Attention-Weighted CPMs
Calculate attention-weighted CPMs to normalize media costs by attention delivered. A $10 CPM placement delivering 2 seconds of average attention costs $5 per attention-second. A $3 CPM placement delivering 0.3 seconds costs $10 per attention-second. The cheaper placement is actually three times more expensive when measured by attention delivery.
Use attention-weighted CPMs for media planning and optimization. This reframes buying decisions from cost per impression to cost per meaningful exposure, aligning spending with actual advertising effectiveness.
Channel Attention Profiles
Map attention profiles across your media mix. CTV typically delivers the highest attention per impression due to lean-back, full-screen viewing. Social media delivers moderate but highly variable attention depending on placement and creative. Display delivers the widest range, from near-zero attention on standard banners to strong attention on premium placements.
Use these profiles for strategic channel allocation. When your objective requires deep attention for complex messaging, allocate toward high-attention channels. When you need broad reach with sufficient frequency, attention-efficient channels that deliver acceptable attention at lower cost may be more appropriate.

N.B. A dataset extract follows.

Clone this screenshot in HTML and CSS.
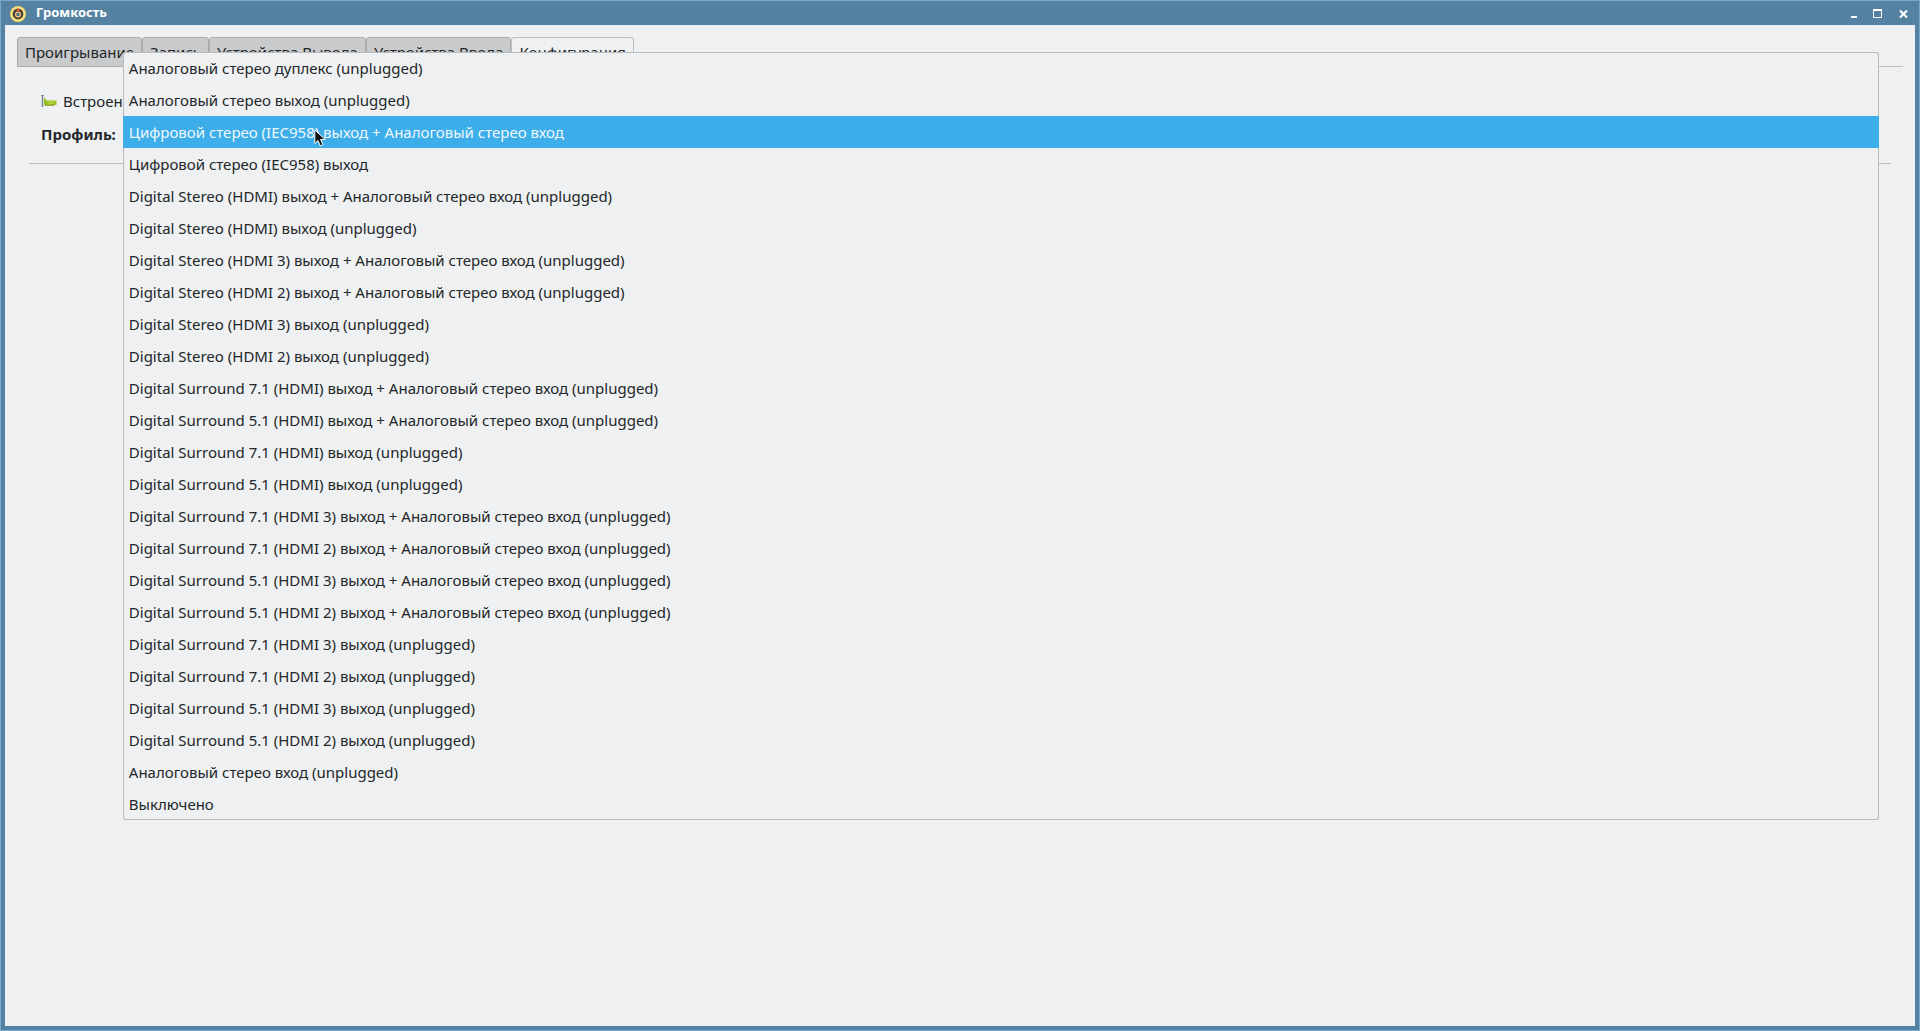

Progressive Implementation
Begin by layering attention measurement onto existing campaigns without changing buying behavior. Analyze correlations between attention scores and downstream outcomes. As confidence in the attention-outcome relationship builds, progressively shift buying algorithms to optimize for attention-weighted outcomes rather than viewable impressions alone.
Explore our [media planning solutions](/solutions/marketing-services) for implementing attention-based buying strategies.
Attention-based media buying is not a replacement for viewability. It is the next layer of media quality measurement that captures what viewability misses. As the ecosystem matures and attention data becomes more accessible, brands that integrate attention into their buying strategies will consistently outperform those still optimizing for the opportunity to be seen without measuring whether anyone actually looked.